+++ Material +++

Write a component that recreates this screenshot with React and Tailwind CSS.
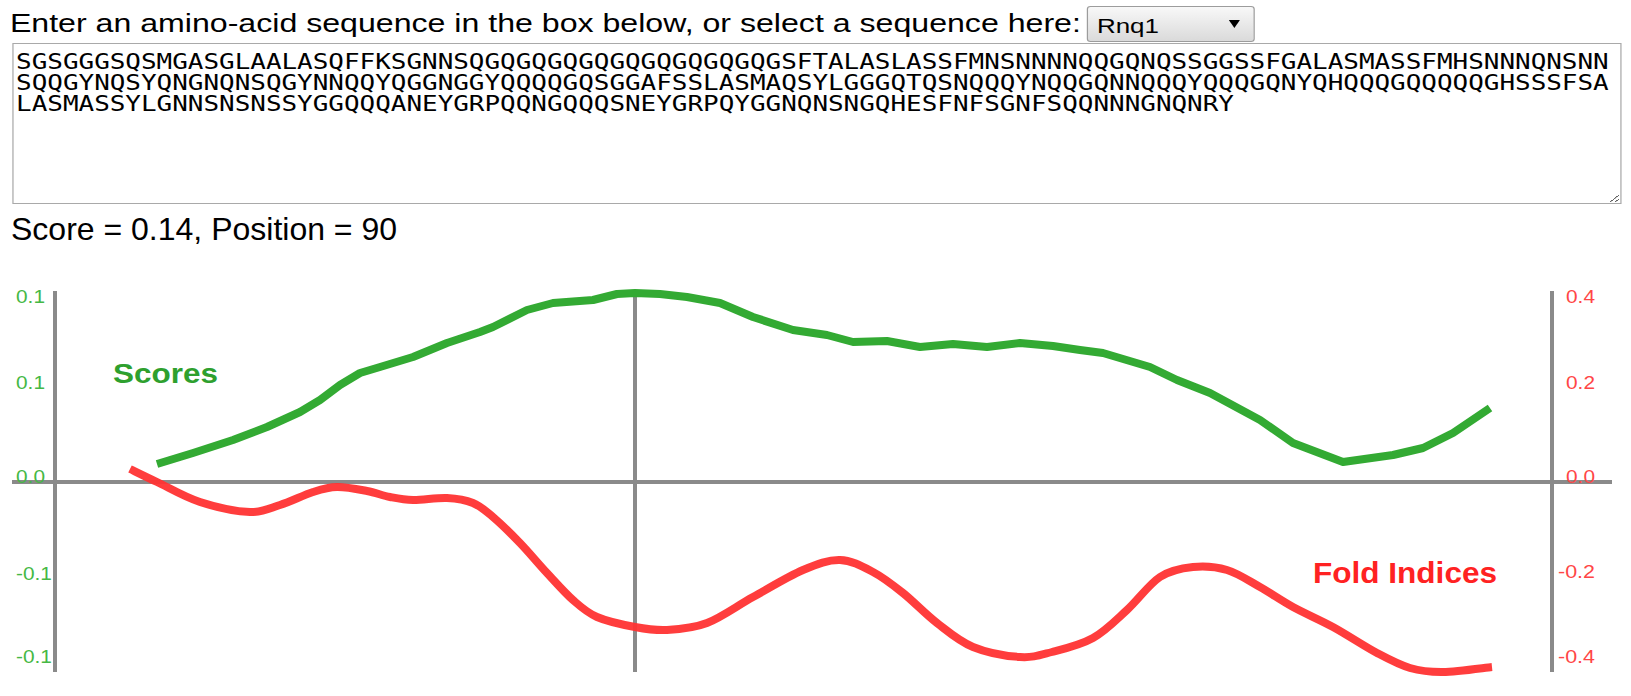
import React from "react";

const SEQUENCE = [
  "SGSGGGSQSMGASGLAALASQFFKSGNNSQGQGQGQGQGQGQGQGQGQGSFTALASLASSFMNSNNNNQQGQNQSSGGSSFGALASMASSFMHSNNNQNSNN",
  "SQQGYNQSYQNGNQNSQGYNNQQYQGGNGGYQQQQGQSGGAFSSLASMAQSYLGGGQTQSNQQQYNQQGQNNQQQYQQQGQNYQHQQQGQQQQQGHSSSFSA",
  "LASMASSYLGNNSNSNSSYGGQQQANEYGRPQQNGQQQSNEYGRPQYGGNQNSNGQHESFNFSGNFSQQNNNGNQNRY",
].join("\n");

// score curve, page coordinates
const scores = [
  [157, 464], [193, 453], [233, 440], [267, 427], [300, 412], [320, 400],
  [340, 385], [360, 373], [380, 367], [413, 357], [447, 343], [480, 332],
  [493, 327], [527, 310], [553, 303], [593, 300], [617, 294], [635, 293],
  [660, 294], [687, 297], [720, 303], [753, 317], [793, 330], [827, 335],
  [853, 342], [887, 341], [920, 347], [953, 344], [987, 347], [1020, 343],
  [1053, 346], [1080, 350], [1103, 353], [1150, 367], [1177, 380],
  [1210, 393], [1260, 420], [1293, 443], [1343, 462], [1393, 455],
  [1423, 448], [1453, 433], [1490, 408],
];

// fold index curve
const folds = [
  [130, 469], [157, 482], [200, 502], [250, 512], [280, 505], [313, 492],
  [337, 487], [367, 491], [390, 497], [413, 500], [447, 498], [473, 503],
  [493, 517], [520, 543], [547, 573], [573, 600], [597, 617], [635, 627],
  [667, 630], [707, 623], [753, 597], [803, 570], [840, 560], [873, 572],
  [903, 593], [937, 623], [973, 647], [1020, 657], [1052, 652], [1093, 638],
  [1127, 610], [1160, 577], [1193, 567], [1227, 570], [1260, 587],
  [1293, 607], [1333, 627], [1377, 653], [1410, 668], [1443, 672],
  [1492, 667],
];

function smooth(pts) {
  let d = `M${pts[0][0]} ${pts[0][1]}`;
  for (let i = 0; i < pts.length - 1; i++) {
    const p0 = pts[i - 1] || pts[i];
    const p1 = pts[i];
    const p2 = pts[i + 1];
    const p3 = pts[i + 2] || p2;
    const c1x = p1[0] + (p2[0] - p0[0]) / 6;
    const c1y = p1[1] + (p2[1] - p0[1]) / 6;
    const c2x = p2[0] - (p3[0] - p1[0]) / 6;
    const c2y = p2[1] - (p3[1] - p1[1]) / 6;
    d += ` C${c1x} ${c1y} ${c2x} ${c2y} ${p2[0]} ${p2[1]}`;
  }
  return d;
}

const leftTicks = [
  ["0.1", 303, 29],
  ["0.1", 389, 29],
  ["0.0", 483, 29],
  ["-0.1", 580, 36],
  ["-0.1", 663, 36],
];

const rightTicks = [
  ["0.4", 303, 1566, 29],
  ["0.2", 389, 1566, 29],
  ["0.0", 483, 1566, 29],
  ["-0.2", 578, 1558, 37],
  ["-0.4", 663, 1558, 37],
];

function Chart() {
  return (
    <svg
      className="block"
      width="1631"
      height="448"
      viewBox="0 248 1631 448"
      fontFamily="'Liberation Sans', Arial, sans-serif"
    >
      {/* axes */}
      <g stroke="#8a8a8a" strokeWidth="4">
        <line x1="12" y1="482" x2="1612" y2="482" />
        <line x1="55" y1="291" x2="55" y2="672" />
        <line x1="635" y1="291" x2="635" y2="672" />
        <line x1="1552" y1="291" x2="1552" y2="672" />
      </g>

      {leftTicks.map(([t, y, w], i) => (
        <text key={i} x="16" y={y} fontSize="18" fill="#45b845" textLength={w} lengthAdjust="spacingAndGlyphs">
          {t}
        </text>
      ))}
      {rightTicks.map(([t, y, x, w], i) => (
        <text key={i} x={x} y={y} fontSize="18" fill="#ff4646" textLength={w} lengthAdjust="spacingAndGlyphs">
          {t}
        </text>
      ))}

      <polyline
        points={scores.map((p) => p.join(",")).join(" ")}
        fill="none"
        stroke="#33aa33"
        strokeWidth="8"
        strokeLinejoin="round"
      />
      <path d={smooth(folds)} fill="none" stroke="#ff3333" strokeWidth="8" opacity="0.95" />

      <text x="113" y="383" fontSize="28" fontWeight="bold" fill="#2ea02e" textLength="105" lengthAdjust="spacingAndGlyphs">
        Scores
      </text>
      <text x="1313" y="583" fontSize="29" fontWeight="bold" fill="#ff2222" textLength="184" lengthAdjust="spacingAndGlyphs">
        Fold Indices
      </text>
    </svg>
  );
}

export default function App() {
  return (
    <div className="w-full h-[696px] overflow-hidden bg-white text-black font-[family-name:Liberation_Sans,Arial,sans-serif]">
      <div className="w-[1321px] origin-top-left scale-x-[1.235]">
        <div className="flex items-start h-[43px] pl-[8px]">
          <span className="mt-[8px] text-[26px] leading-[30px] whitespace-nowrap">
            Enter an amino-acid sequence in the box below, or select a sequence here:
          </span>
          <div className="ml-[5px] mt-[6px] h-[36px] w-[136px] flex items-center justify-between pl-[7px] pr-[11px] border border-[#9c9c9c] rounded-[3px] bg-linear-to-b from-[#f8f8f8] to-[#dadada] text-[21px] leading-[24px]">
            <span className="pt-[3px]">Rnq1</span>
            <svg width="9" height="8" viewBox="0 0 9 8">
              <path d="M0 0H9L4.5 8Z" fill="#000" />
            </svg>
          </div>
        </div>
        <textarea
          className="block ml-[10px] w-[1303px] h-[161px] border border-[#a9a9a9] pt-[8px] pl-[2px] font-[family-name:DejaVu_Sans_Mono,monospace] text-[21px] leading-[21px] whitespace-pre overflow-hidden outline-none bg-white"
          wrap="off"
          spellCheck={false}
          defaultValue={SEQUENCE}
        />
      </div>
      <div className="mt-[7px] pl-[11px] text-[32px] leading-[37px]">
        Score = 0.14, Position = 90
      </div>
      <Chart />
    </div>
  );
}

+++

_Your task_. Return all lines with the word "React" in them.

_Final answer_.
Write a component that recreates this screenshot with React and Tailwind CSS.
import React from "react";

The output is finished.